Question

My company has 1000s of source files that use a macro to specify the include path. I cannot change that and it works with the current compilers. Now, I try to compile that with GCC (4.8.2 or 3.4.6) and it fails.

Basically there is a macro like that:

#define COMP_INC(comp, file) <comp/include/file>

That is used like that:

#include COMP_INC(posix, inttypes.h)

My problem is that GCC is for some unknown reason translating my macro call into that:

#include <posix/include/ inttypes.h>

Notice the space before "inttypes.h"? Because of that, the header file is not found.

Why does the preprocessor insert a space? Can I avoid it? I can only change the macro, I cannot change the source files that uses it.

Was it helpful?

Solution

Remove the space between posix and inttypes.h (after the comma). The problem goes away.

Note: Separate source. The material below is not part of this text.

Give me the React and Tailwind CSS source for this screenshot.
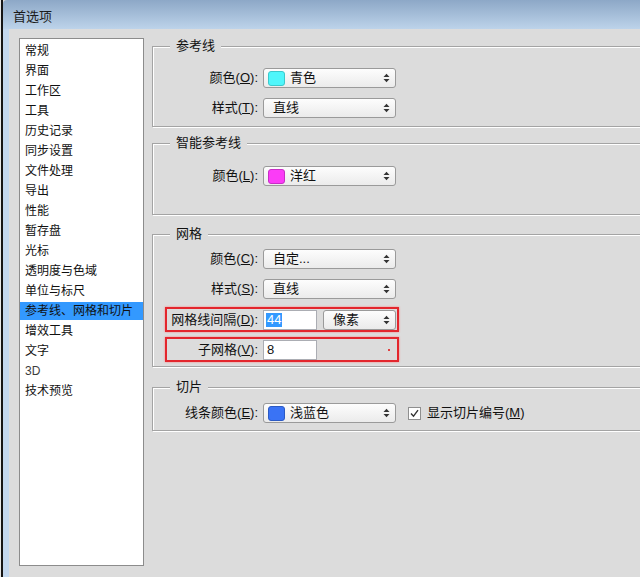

This answer tells us why this occurs:

From the C99 standard:

A preprocessing directive of the form

# define identifier replacement-list new-line

defines an object-like macro that causes each subsequent instance of the macro name to be replaced by the replacement list of preprocessing tokens that constitute the remainder of the directive.


So macros work on tokens and the whitepace is to be expected.

EDIT:

According to this answer, you can use the traditional-cpp flag to mimic the old behavior of not adding the space. I am not sure how that will affect your build, but you can try it:

Only much older preprocessors didn't insert that extra space -- note that original entry was submitted over 20 years ago in 1988, before the 1989 version of the C standard was standardized. You can pass the -traditional-cpp flag to the GCC preprocessor, which causes it to imitate the behavior of old-fashioned C preprocessors, as opposed to ISO C preprocessors.

OTHER TIPS

If you can accept to predefine all possible 'comp'-names and 'file'-names:

#define MAKE_INCLUDE(comp, file) <comp/include/file>

#define NAME_posix posix
#define NAME_inttypes inttypes

#define MAKE_NAME(x) NAME_##x

#define COMP_INC(comp, file) MAKE_INCLUDE(MAKE_NAME(comp), MAKE_NAME(file))

#include COMP_INC(posix, inttypes.h)

Note: A suffix like '.h' can not be part of a macro. Hence, directories like lib-1.0-A and lib-1.0-B will be indistinguishable (but it might be no issue, here).